Products, coproducts and equalizers in category of lattices Background: Let $\mathbf{Lat}$ be the 2-category of lattices which can be viewed as a subcategory of the 2-cateogry of posets $\mathbf{Pos}$, that is, objects in $\mathbf{Pos}$ that have all finite products and coproducts (a.k.a meets and joins in lattice-speak); we may or may not require 2-morphisms in $\mathbf{Lat}$ to preserve meets and joins (i.e continuous and cocontinuous).
I am considering (what I call) cellular sheaves valued in lattices which are just functors $F: X \rightarrow \mathbf{Lat}$ where $X$ is the face relation poset of a cell complex. In order to do "sheaf theory" with sheaves valued in $\mathbf{Lat}$, it would be nice to have a notion of a coproduct and product in this category. I think product is fairly clear: just use the product partial order; meets and joins are what you think they would be.
As far as a coproduct, I am not sure.
If anyone has any suggestions? I have heard of a "free product of lattices" but it is not defined in a language I can understand. Not even clear to me that the "free product" that Gratzer defines is unique.
By "sheaf theory", I mainly mean taking limits and colimits over all the stalks. Another property I would like (or like to know doesn't hold) is the existence of all equalizers and (maybe if coproducts exist) coequalizers which would guarantee the existence of all small (co)limits. That would be lovely.
In general, looking for references on lattice theory, "non-abelian" sheaf theory, or anything about categories and lattice theory.
Thanks in advance!
 A: I'm not sure about sheaf theory, but limits and colimits in categories of lattices are routine to construct. You just have to be clear about your categorical setup. Consider the following categories:


*

*$sLat^{\vee}$, the category of posets with $(\vee,\bot)$ and morphisms which preserve these.

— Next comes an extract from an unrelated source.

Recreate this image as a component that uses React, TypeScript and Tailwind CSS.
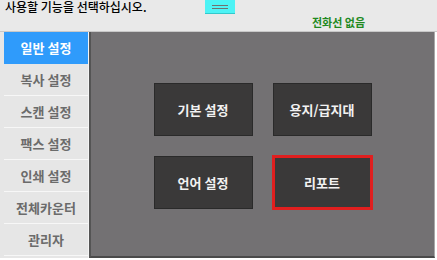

*$Lat$, the category of posets with $(\vee,\wedge,\bot,\top)$ and morphisms which preserve these.

*$DistLat$ the full subcategory of $Lat$ on the lattices where $\wedge$ distributes over $\vee$.

*...
and variants like


*

*$Lat^{unbbd}$, the category of posets with $(\vee,\wedge)$ and morphisms which preserve these.

*$Lat^{\uparrow bdded}$, the category of posets with $(\vee,\wedge,\top)$ and morphisms which preserve these.

*...
In each case, we have a variety in the sense of universal algebra, i.e. a category where an object is a set with some $n$-ary functions on it satisfying some universal equations (note that the poset structure can be recovered from $\vee$ or $\wedge$) and morphisms being functions which commute with all the functions. Other examples are categories like groups, rings, etc.
In any such category $\mathcal C$, one has all limits and colimits. They can be constructed in the following way. There is a forgetful functor $U: \mathcal C \to Set$. This functor has a left adjoint $F: Set \to \mathcal C$, which just sends a set to the set of all words in the function symbols, quotiented by the universal relations that hold in objects of $\mathcal C$. For example in the case of groups, $F(X)$ is the free group on the set $X$.
This adjunction $F \dashv U$ yields a monad $UF: Set \to Set$ from which the category $\mathcal C$ can be recovered as the category of algebras. Limits and colimits can be constructed in a standard way. For limits, take the limit of the underlying sets and extend the functions in the obvious way. Colimits are a bit more complicated, but you can read about them here. Filtered colimits, though, are easy -- just take the colimit of the underlying sets and extend the operations in the obvious way (these are what you need to compute stalks). Reflexive coequalizers are likewise computed at the level of the underlying sets. The trickiest class of colimits are coproducts. The coproduct $\amalg_i C_i$ is constructed by taking $F(\amalg_i U(C_i))$ and quotienting by an equivalence relation (for instance, the coproduct of groups is the free amalgam). Alternative descriptions may be available depending on $C$ -- for example see here.